__GIVEN MATERIAL__.
◇ ◇ ◇ ◇ ◇ ◇ ◇

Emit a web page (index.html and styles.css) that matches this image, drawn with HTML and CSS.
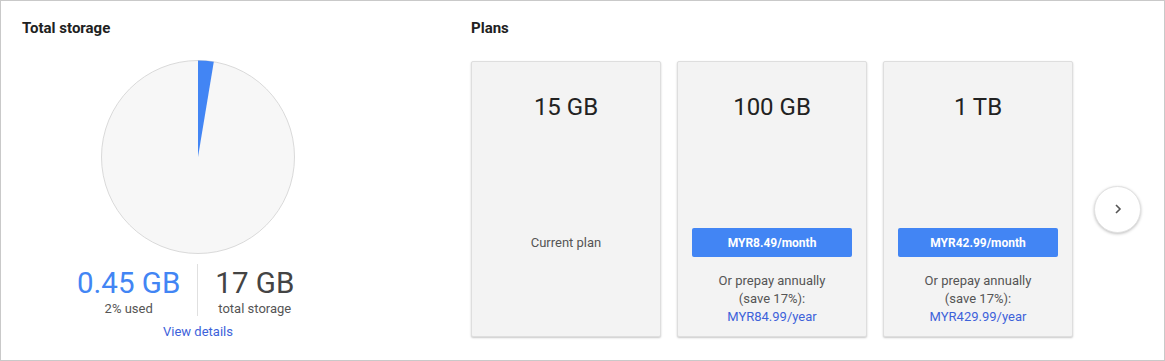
FILE: index.html
```html
<!DOCTYPE html>
<html lang="en">
<head>
    <meta charset="UTF-8">
    <meta content="width=device-width, initial-scale=1.0" name="viewport">
    <title>Storage</title>
    <link rel="stylesheet" href="styles.css">
</head>
<body>
<div class="frame">
    <div class="storage">
        <h2 class="section-title">Total storage</h2>

        <svg class="pie" width="196" height="196" viewBox="0 0 196 196">
            <circle cx="98" cy="98" r="96.5" fill="#f7f7f7" stroke="#dadada" stroke-width="1"></circle>
            <path d="M98 98 L98 1.5 A96.5 96.5 0 0 1 113.8 2.8 Z" fill="#4285f4"></path>
        </svg>

        <div class="stats">
            <div class="stat">
                <div class="stat-value used">0.45 GB</div>
                <div class="stat-label">2% used</div>
            </div>
            <div class="stat stat-total">
                <div class="stat-value">17 GB</div>
                <div class="stat-label">total storage</div>
            </div>
        </div>

        <a class="details-link" href="#">View details</a>
    </div>

    <div class="plans">
        <h2 class="section-title">Plans</h2>

        <div class="plan-row">
            <div class="plan-card">
                <div class="plan-size">15 GB</div>
                <div class="plan-current">Current plan</div>
            </div>

            <div class="plan-card">
                <div class="plan-size">100 GB</div>
                <button class="plan-btn">MYR8.49/month</button>
                <div class="plan-note">
                    Or prepay annually<br>
                    (save 17%):<br>
                    <a href="#">MYR84.99/year</a>
                </div>
            </div>

            <div class="plan-card">
                <div class="plan-size">1 TB</div>
                <button class="plan-btn">MYR42.99/month</button>
                <div class="plan-note">
                    Or prepay annually<br>
                    (save 17%):<br>
                    <a href="#">MYR429.99/year</a>
                </div>
            </div>

            <button class="next-btn" aria-label="Next">
                <svg width="8" height="10" viewBox="0 0 8 10">
                    <path d="M2 1 L6 5 L2 9" fill="none" stroke="#555" stroke-width="1.6"></path>
                </svg>
            </button>
        </div>
    </div>
</div>
</body>
</html>
```

FILE: styles.css
```css
body {
    margin: 0;
    font-family: Roboto, 'Liberation Sans', sans-serif;
    background-color: white;
}

.frame {
    box-sizing: border-box;
    width: 1165px;
    height: 361px;
    border: 1px solid #c9c9c9;
    padding: 18px 0 0 21px;
    display: flex;
}

.section-title {
    margin: 0;
    font-size: 15px;
    line-height: 18px;
    font-weight: 700;
    color: #212121;
}

/* 左侧：总存储 */
.storage {
    width: 352px;
    display: flex;
    flex-direction: column;
}

.storage .section-title {
    align-self: flex-start;
}

.pie {
    display: block;
    margin: 22px auto 0;
}

.stats {
    display: flex;
    margin: 9px 0 0 38px;
}

.stat {
    padding: 4px 17px 0;
    text-align: center;
}

.stat-total {
    border-left: 1px solid #e0e0e0;
}

.stat-value {
    font-size: 29.5px;
    line-height: 30px;
    color: #444;
}

.stat-value.used {
    color: #4285f4;
}

.stat-label {
    margin-top: 4px;
    font-size: 13px;
    line-height: 14px;
    color: #555;
}

.details-link {
    align-self: center;
    margin-top: 8px;
    font-size: 13px;
    line-height: 16px;
    color: #3d62da;
    text-decoration: none;
}

/* 右侧：套餐 */
.plans {
    margin-left: 97px;
}

.plan-row {
    margin-top: 24px;
    display: flex;
    align-items: center;
    gap: 16px;
}

.plan-card {
    box-sizing: border-box;
    width: 190px;
    height: 276px;
    padding: 29px 14px 0;
    background-color: #f3f3f3;
    border: 1px solid #dedede;
    border-radius: 2px;
    box-shadow: 0 1px 2px rgba(0, 0, 0, 0.22);
    display: flex;
    flex-direction: column;
    text-align: center;
}

.plan-size {
    font-size: 24px;
    line-height: 32px;
    color: #222;
}

.plan-current {
    margin-top: 105px;
    font-size: 13px;
    line-height: 29px;
    color: #555;
}

.plan-btn {
    margin-top: 105px;
    height: 29px;
    border: none;
    border-radius: 2px;
    background-color: #4285f4;
    color: white;
    font-family: inherit;
    font-size: 12px;
    font-weight: 700;
    cursor: pointer;
}

.plan-note {
    margin-top: 15px;
    font-size: 13px;
    line-height: 18px;
    color: #555;
}

.plan-note a {
    color: #3d62da;
    text-decoration: none;
}

.next-btn {
    margin: 20px 0 0 5px;
    width: 47px;
    height: 47px;
    border-radius: 50%;
    border: 1px solid #e2e2e2;
    background-color: white;
    box-shadow: 0 1px 3px rgba(0, 0, 0, 0.25);
    display: flex;
    align-items: center;
    justify-content: center;
    padding: 0;
    cursor: pointer;
}
```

◇ ◇ ◇ ◇ ◇ ◇ ◇

Leave out the pictures and copy the rest of the material above exactly.

Emit a web page (index.html and styles.css) that matches this image, drawn with HTML and CSS.
FILE: index.html
```html
<!DOCTYPE html>
<html lang="en">
<head>
    <meta charset="UTF-8">
    <meta content="width=device-width, initial-scale=1.0" name="viewport">
    <title>Storage</title>
    <link rel="stylesheet" href="styles.css">
</head>
<body>
<div class="frame">
    <div class="storage">
        <h2 class="section-title">Total storage</h2>

        <svg class="pie" width="196" height="196" viewBox="0 0 196 196">
            <circle cx="98" cy="98" r="96.5" fill="#f7f7f7" stroke="#dadada" stroke-width="1"></circle>
            <path d="M98 98 L98 1.5 A96.5 96.5 0 0 1 113.8 2.8 Z" fill="#4285f4"></path>
        </svg>

        <div class="stats">
            <div class="stat">
                <div class="stat-value used">0.45 GB</div>
                <div class="stat-label">2% used</div>
            </div>
            <div class="stat stat-total">
                <div class="stat-value">17 GB</div>
                <div class="stat-label">total storage</div>
            </div>
        </div>

        <a class="details-link" href="#">View details</a>
    </div>

    <div class="plans">
        <h2 class="section-title">Plans</h2>

        <div class="plan-row">
            <div class="plan-card">
                <div class="plan-size">15 GB</div>
                <div class="plan-current">Current plan</div>
            </div>

            <div class="plan-card">
                <div class="plan-size">100 GB</div>
                <button class="plan-btn">MYR8.49/month</button>
                <div class="plan-note">
                    Or prepay annually<br>
                    (save 17%):<br>
                    <a href="#">MYR84.99/year</a>
                </div>
            </div>

            <div class="plan-card">
                <div class="plan-size">1 TB</div>
                <button class="plan-btn">MYR42.99/month</button>
                <div class="plan-note">
                    Or prepay annually<br>
                    (save 17%):<br>
                    <a href="#">MYR429.99/year</a>
                </div>
            </div>

            <button class="next-btn" aria-label="Next">
                <svg width="8" height="10" viewBox="0 0 8 10">
                    <path d="M2 1 L6 5 L2 9" fill="none" stroke="#555" stroke-width="1.6"></path>
                </svg>
            </button>
        </div>
    </div>
</div>
</body>
</html>
```

FILE: styles.css
```css
body {
    margin: 0;
    font-family: Roboto, 'Liberation Sans', sans-serif;
    background-color: white;
}

.frame {
    box-sizing: border-box;
    width: 1165px;
    height: 361px;
    border: 1px solid #c9c9c9;
    padding: 18px 0 0 21px;
    display: flex;
}

.section-title {
    margin: 0;
    font-size: 15px;
    line-height: 18px;
    font-weight: 700;
    color: #212121;
}

/* 左侧：总存储 */
.storage {
    width: 352px;
    display: flex;
    flex-direction: column;
}

.storage .section-title {
    align-self: flex-start;
}

.pie {
    display: block;
    margin: 22px auto 0;
}

.stats {
    display: flex;
    margin: 9px 0 0 38px;
}

.stat {
    padding: 4px 17px 0;
    text-align: center;
}

.stat-total {
    border-left: 1px solid #e0e0e0;
}

.stat-value {
    font-size: 29.5px;
    line-height: 30px;
    color: #444;
}

.stat-value.used {
    color: #4285f4;
}

.stat-label {
    margin-top: 4px;
    font-size: 13px;
    line-height: 14px;
    color: #555;
}

.details-link {
    align-self: center;
    margin-top: 8px;
    font-size: 13px;
    line-height: 16px;
    color: #3d62da;
    text-decoration: none;
}

/* 右侧：套餐 */
.plans {
    margin-left: 97px;
}

.plan-row {
    margin-top: 24px;
    display: flex;
    align-items: center;
    gap: 16px;
}

.plan-card {
    box-sizing: border-box;
    width: 190px;
    height: 276px;
    padding: 29px 14px 0;
    background-color: #f3f3f3;
    border: 1px solid #dedede;
    border-radius: 2px;
    box-shadow: 0 1px 2px rgba(0, 0, 0, 0.22);
    display: flex;
    flex-direction: column;
    text-align: center;
}

.plan-size {
    font-size: 24px;
    line-height: 32px;
    color: #222;
}

.plan-current {
    margin-top: 105px;
    font-size: 13px;
    line-height: 29px;
    color: #555;
}

.plan-btn {
    margin-top: 105px;
    height: 29px;
    border: none;
    border-radius: 2px;
    background-color: #4285f4;
    color: white;
    font-family: inherit;
    font-size: 12px;
    font-weight: 700;
    cursor: pointer;
}

.plan-note {
    margin-top: 15px;
    font-size: 13px;
    line-height: 18px;
    color: #555;
}

.plan-note a {
    color: #3d62da;
    text-decoration: none;
}

.next-btn {
    margin: 20px 0 0 5px;
    width: 47px;
    height: 47px;
    border-radius: 50%;
    border: 1px solid #e2e2e2;
    background-color: white;
    box-shadow: 0 1px 3px rgba(0, 0, 0, 0.25);
    display: flex;
    align-items: center;
    justify-content: center;
    padding: 0;
    cursor: pointer;
}
```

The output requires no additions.